>> START Supplied data
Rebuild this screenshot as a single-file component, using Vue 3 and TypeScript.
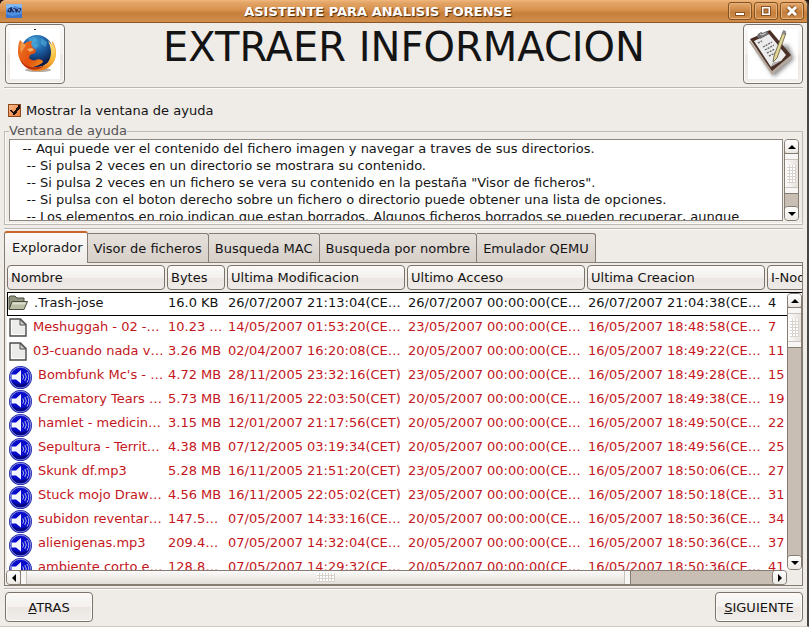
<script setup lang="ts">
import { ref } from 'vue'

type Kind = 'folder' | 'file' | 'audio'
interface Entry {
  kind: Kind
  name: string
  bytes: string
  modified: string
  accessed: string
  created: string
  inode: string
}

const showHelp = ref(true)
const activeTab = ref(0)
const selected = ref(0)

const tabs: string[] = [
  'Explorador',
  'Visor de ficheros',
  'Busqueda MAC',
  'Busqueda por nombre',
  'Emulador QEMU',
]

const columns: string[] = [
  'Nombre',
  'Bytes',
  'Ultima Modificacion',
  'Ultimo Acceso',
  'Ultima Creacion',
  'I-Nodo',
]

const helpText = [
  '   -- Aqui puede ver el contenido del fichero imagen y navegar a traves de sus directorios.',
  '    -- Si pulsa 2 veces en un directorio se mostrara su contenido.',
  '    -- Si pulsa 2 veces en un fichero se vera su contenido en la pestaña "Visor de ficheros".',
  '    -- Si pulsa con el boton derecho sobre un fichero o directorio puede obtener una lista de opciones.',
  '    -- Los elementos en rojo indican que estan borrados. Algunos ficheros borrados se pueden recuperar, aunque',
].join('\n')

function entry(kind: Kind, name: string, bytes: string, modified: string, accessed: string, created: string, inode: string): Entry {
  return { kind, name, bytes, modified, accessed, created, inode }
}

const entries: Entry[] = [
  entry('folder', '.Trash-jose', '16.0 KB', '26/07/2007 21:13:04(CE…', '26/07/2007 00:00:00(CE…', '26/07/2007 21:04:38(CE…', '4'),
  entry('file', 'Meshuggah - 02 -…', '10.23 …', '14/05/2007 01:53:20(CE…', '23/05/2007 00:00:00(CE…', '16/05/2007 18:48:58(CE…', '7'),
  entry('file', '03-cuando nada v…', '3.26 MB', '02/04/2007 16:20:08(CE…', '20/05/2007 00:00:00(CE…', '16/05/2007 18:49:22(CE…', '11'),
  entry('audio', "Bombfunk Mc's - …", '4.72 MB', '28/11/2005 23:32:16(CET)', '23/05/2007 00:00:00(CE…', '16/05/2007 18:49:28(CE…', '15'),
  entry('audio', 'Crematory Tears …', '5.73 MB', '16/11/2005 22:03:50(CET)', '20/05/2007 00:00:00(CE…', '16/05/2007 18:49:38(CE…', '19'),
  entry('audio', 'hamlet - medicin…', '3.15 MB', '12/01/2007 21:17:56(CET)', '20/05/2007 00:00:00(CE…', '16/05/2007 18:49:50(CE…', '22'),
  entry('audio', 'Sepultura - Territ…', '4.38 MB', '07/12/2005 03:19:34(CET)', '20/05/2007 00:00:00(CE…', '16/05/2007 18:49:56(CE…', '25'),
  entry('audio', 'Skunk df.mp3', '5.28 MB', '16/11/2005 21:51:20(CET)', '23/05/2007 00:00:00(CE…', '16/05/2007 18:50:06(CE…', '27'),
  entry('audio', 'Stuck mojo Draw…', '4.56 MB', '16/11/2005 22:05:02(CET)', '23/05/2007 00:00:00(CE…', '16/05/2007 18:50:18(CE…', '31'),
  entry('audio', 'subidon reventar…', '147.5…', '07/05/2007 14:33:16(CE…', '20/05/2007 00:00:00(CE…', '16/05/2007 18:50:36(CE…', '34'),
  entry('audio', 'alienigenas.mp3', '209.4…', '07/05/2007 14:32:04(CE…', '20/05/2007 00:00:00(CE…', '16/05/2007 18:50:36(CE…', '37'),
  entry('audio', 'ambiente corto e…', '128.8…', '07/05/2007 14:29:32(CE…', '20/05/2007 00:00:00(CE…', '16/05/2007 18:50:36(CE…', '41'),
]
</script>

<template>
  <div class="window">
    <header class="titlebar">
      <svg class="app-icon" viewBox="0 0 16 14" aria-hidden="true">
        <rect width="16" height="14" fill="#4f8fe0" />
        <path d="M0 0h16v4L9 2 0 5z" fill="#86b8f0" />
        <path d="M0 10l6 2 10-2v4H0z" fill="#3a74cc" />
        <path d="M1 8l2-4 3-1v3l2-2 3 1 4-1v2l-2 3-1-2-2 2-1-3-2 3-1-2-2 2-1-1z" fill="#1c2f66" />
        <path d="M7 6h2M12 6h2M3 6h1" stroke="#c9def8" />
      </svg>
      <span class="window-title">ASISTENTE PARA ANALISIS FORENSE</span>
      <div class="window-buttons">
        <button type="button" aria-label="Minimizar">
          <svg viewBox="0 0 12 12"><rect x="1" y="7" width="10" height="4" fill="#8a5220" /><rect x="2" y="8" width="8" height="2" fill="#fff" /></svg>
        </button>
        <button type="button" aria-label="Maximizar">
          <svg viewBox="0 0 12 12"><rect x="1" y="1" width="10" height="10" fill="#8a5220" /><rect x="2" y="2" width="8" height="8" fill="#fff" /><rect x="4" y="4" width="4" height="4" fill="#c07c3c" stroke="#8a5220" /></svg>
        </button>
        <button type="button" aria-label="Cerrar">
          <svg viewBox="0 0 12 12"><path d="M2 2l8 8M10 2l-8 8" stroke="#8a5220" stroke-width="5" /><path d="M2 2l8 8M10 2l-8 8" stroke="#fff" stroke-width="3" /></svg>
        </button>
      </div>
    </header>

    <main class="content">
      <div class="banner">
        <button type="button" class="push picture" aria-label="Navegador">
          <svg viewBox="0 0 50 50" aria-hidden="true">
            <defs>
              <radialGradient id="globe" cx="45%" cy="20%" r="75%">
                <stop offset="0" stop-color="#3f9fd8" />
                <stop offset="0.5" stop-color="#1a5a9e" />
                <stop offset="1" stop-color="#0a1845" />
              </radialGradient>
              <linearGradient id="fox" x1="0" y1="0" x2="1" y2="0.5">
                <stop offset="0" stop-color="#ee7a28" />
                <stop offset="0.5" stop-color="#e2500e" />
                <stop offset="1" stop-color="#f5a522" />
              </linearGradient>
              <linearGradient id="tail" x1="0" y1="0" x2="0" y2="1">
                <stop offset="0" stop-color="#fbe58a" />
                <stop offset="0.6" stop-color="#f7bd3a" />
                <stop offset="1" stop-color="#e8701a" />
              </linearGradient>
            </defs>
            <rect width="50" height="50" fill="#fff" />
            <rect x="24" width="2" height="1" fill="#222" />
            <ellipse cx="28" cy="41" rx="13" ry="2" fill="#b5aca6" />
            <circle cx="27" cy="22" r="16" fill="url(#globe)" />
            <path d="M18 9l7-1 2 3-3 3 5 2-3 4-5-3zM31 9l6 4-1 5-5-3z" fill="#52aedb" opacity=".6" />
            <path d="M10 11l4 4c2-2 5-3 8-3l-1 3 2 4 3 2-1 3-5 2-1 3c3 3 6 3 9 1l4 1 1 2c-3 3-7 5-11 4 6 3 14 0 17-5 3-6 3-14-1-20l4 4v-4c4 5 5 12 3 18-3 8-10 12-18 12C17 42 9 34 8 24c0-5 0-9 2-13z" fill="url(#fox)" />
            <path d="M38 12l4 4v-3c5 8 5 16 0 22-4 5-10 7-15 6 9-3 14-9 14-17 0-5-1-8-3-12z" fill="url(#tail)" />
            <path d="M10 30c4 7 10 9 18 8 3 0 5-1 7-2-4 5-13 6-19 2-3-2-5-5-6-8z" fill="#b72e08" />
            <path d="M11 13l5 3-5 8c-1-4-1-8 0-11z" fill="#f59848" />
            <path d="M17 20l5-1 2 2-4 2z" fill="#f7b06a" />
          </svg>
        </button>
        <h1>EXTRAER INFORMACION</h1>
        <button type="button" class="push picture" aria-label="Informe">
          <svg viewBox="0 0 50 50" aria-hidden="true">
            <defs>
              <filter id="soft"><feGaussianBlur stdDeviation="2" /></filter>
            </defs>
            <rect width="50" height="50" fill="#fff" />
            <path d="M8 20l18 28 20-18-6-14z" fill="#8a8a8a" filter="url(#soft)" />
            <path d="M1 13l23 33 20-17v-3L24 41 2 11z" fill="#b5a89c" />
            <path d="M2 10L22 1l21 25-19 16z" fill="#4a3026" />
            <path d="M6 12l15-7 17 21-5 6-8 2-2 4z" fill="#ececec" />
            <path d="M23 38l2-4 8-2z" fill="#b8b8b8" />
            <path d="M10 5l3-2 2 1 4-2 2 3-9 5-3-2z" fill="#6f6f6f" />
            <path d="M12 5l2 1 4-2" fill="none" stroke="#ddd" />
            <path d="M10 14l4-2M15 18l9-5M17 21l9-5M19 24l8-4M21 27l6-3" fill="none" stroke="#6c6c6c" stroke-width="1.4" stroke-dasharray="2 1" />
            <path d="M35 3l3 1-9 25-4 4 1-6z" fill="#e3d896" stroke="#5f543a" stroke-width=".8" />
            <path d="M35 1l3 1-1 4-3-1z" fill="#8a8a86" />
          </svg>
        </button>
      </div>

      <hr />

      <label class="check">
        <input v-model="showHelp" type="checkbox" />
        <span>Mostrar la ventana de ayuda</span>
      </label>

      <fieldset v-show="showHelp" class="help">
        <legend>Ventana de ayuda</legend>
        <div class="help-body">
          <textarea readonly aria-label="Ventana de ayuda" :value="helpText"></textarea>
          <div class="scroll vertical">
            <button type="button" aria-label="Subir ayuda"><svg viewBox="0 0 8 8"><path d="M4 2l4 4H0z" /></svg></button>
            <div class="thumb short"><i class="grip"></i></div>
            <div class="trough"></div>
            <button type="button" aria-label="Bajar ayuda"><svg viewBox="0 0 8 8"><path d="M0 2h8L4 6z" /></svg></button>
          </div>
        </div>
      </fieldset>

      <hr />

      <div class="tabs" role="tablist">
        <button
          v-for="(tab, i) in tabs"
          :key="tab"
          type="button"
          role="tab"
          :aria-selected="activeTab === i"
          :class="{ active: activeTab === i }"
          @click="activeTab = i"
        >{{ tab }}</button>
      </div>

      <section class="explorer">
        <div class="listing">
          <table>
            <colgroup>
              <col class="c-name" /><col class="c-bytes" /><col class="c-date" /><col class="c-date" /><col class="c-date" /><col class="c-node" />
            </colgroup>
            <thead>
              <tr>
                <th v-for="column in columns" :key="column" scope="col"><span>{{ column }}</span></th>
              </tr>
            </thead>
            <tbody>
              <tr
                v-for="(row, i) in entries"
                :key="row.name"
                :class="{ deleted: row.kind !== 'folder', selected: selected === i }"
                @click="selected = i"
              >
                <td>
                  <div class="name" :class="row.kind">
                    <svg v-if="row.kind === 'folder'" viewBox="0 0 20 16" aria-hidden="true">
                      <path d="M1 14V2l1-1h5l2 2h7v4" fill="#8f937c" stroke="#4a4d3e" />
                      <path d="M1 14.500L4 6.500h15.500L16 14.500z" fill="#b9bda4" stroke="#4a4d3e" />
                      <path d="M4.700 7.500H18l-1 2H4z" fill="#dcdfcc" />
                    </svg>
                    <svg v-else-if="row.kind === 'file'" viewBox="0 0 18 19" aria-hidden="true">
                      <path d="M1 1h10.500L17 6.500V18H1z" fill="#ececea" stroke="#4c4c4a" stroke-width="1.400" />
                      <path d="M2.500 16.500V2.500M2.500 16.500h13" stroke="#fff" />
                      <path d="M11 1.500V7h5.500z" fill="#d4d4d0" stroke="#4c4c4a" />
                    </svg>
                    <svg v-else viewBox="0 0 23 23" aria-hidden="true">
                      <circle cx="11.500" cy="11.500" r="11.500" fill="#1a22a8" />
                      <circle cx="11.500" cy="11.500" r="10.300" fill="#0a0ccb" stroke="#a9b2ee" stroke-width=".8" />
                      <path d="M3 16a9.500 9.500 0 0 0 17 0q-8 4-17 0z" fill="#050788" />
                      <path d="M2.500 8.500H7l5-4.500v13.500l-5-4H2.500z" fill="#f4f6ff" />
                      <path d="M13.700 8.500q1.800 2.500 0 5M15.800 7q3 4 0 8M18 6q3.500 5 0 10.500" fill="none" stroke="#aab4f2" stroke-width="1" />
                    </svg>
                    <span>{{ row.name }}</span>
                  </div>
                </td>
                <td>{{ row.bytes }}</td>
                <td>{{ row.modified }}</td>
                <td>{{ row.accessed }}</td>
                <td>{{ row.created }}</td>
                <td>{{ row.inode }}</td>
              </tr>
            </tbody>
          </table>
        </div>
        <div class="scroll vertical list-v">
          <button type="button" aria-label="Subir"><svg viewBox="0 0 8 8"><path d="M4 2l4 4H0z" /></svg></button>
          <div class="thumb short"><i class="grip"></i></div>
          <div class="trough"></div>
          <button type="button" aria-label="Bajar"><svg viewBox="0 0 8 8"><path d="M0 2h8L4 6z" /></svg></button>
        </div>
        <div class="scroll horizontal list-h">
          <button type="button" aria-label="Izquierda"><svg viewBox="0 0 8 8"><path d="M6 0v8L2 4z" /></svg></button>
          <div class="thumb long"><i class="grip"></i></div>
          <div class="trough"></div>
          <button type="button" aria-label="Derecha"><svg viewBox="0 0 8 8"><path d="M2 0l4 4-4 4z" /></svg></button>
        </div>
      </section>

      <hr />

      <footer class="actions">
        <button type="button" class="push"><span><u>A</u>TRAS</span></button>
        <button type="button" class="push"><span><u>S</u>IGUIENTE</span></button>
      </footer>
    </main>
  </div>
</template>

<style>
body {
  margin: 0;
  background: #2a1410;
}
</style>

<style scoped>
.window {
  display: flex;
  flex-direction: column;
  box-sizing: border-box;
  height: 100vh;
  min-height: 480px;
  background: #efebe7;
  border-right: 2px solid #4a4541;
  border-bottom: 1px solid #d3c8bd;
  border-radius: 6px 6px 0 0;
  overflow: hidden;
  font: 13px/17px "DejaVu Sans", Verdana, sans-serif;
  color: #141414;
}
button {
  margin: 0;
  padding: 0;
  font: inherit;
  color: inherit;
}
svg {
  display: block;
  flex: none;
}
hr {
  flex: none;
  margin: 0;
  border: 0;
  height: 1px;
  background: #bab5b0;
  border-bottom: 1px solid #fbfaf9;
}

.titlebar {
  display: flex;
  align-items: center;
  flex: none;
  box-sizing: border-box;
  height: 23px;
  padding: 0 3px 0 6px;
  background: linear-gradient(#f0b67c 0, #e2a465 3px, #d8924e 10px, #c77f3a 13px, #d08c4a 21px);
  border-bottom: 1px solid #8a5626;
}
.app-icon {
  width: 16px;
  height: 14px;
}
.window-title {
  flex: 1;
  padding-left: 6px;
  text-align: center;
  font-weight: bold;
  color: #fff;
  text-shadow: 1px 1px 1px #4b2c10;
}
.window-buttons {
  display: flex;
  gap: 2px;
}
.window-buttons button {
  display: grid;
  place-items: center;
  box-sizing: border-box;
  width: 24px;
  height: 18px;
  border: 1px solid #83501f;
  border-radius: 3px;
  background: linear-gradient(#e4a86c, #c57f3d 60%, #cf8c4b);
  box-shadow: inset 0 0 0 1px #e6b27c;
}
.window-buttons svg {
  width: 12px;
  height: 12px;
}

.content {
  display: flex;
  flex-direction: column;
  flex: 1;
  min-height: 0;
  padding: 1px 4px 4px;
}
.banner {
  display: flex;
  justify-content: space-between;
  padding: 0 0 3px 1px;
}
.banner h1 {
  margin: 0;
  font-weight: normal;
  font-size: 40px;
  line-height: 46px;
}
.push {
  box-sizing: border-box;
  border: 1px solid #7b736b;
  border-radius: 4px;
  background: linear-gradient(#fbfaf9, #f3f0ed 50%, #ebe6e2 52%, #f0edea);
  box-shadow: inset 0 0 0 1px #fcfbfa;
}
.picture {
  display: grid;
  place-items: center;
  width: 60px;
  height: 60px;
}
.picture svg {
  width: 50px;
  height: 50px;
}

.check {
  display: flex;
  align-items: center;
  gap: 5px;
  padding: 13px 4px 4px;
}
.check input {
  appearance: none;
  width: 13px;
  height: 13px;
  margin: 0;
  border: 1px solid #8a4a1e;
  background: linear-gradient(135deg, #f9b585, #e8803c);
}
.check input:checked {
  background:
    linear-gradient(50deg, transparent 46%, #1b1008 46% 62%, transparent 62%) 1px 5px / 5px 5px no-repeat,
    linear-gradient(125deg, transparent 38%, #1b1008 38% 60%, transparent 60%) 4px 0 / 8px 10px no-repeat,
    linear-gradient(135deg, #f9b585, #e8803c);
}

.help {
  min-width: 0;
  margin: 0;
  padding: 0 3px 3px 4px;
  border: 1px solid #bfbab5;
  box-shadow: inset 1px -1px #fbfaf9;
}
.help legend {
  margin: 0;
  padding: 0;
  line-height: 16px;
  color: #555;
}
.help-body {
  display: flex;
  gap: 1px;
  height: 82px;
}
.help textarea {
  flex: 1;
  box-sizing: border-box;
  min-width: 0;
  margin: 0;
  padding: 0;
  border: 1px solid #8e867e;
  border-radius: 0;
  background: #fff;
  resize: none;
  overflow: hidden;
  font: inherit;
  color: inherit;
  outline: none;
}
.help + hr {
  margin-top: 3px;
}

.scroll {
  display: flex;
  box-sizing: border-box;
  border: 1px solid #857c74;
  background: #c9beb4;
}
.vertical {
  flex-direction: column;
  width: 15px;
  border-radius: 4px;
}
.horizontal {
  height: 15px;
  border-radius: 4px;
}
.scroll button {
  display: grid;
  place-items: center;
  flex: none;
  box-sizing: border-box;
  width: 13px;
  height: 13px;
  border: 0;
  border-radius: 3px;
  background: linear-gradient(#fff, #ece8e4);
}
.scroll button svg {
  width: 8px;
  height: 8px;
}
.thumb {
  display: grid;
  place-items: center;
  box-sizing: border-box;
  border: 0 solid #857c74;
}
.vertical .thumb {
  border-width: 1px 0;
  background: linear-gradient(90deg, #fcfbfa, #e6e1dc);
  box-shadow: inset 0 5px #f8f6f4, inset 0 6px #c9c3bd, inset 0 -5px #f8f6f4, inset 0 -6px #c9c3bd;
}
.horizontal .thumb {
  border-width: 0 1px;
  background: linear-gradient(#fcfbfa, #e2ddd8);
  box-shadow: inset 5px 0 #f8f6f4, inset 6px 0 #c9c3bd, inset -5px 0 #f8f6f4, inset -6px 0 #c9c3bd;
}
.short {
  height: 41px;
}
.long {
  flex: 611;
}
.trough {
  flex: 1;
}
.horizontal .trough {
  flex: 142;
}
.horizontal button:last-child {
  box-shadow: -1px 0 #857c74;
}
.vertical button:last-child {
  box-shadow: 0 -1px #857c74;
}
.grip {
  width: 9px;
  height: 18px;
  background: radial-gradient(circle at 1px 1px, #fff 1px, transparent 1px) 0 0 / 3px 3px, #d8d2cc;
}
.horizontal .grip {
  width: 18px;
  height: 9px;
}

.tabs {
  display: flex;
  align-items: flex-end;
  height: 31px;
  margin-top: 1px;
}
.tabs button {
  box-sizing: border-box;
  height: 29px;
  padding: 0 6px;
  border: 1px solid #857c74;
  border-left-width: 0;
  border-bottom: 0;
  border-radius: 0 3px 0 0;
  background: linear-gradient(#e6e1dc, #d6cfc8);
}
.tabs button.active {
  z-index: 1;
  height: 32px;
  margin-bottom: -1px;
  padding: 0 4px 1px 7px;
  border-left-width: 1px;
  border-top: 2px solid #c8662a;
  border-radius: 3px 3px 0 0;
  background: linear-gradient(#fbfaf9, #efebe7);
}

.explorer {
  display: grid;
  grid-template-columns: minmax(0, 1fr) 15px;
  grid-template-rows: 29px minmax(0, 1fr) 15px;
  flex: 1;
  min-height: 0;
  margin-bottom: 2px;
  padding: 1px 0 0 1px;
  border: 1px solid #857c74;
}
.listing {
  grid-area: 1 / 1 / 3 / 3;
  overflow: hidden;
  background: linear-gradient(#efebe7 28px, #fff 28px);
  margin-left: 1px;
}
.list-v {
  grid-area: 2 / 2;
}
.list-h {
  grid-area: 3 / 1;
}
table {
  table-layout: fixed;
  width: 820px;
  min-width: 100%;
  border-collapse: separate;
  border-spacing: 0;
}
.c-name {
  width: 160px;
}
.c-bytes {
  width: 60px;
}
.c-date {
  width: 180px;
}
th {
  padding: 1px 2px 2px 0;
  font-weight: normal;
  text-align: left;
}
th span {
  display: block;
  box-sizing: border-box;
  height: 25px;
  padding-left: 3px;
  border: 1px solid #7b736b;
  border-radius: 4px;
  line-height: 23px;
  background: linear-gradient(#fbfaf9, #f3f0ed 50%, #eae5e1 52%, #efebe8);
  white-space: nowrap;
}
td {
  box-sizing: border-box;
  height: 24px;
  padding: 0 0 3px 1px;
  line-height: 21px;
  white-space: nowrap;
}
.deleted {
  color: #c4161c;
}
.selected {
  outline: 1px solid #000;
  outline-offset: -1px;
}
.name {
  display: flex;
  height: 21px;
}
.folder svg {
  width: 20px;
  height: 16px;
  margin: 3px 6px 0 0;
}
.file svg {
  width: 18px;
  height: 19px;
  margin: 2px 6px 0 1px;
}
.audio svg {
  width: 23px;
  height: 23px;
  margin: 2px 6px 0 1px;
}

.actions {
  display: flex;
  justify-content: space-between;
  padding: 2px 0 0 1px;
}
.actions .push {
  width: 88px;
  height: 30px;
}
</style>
>> END Supplied data
# Instructions to follow:
Give only the number of lines above that hold the string "file".

# Written answer:
6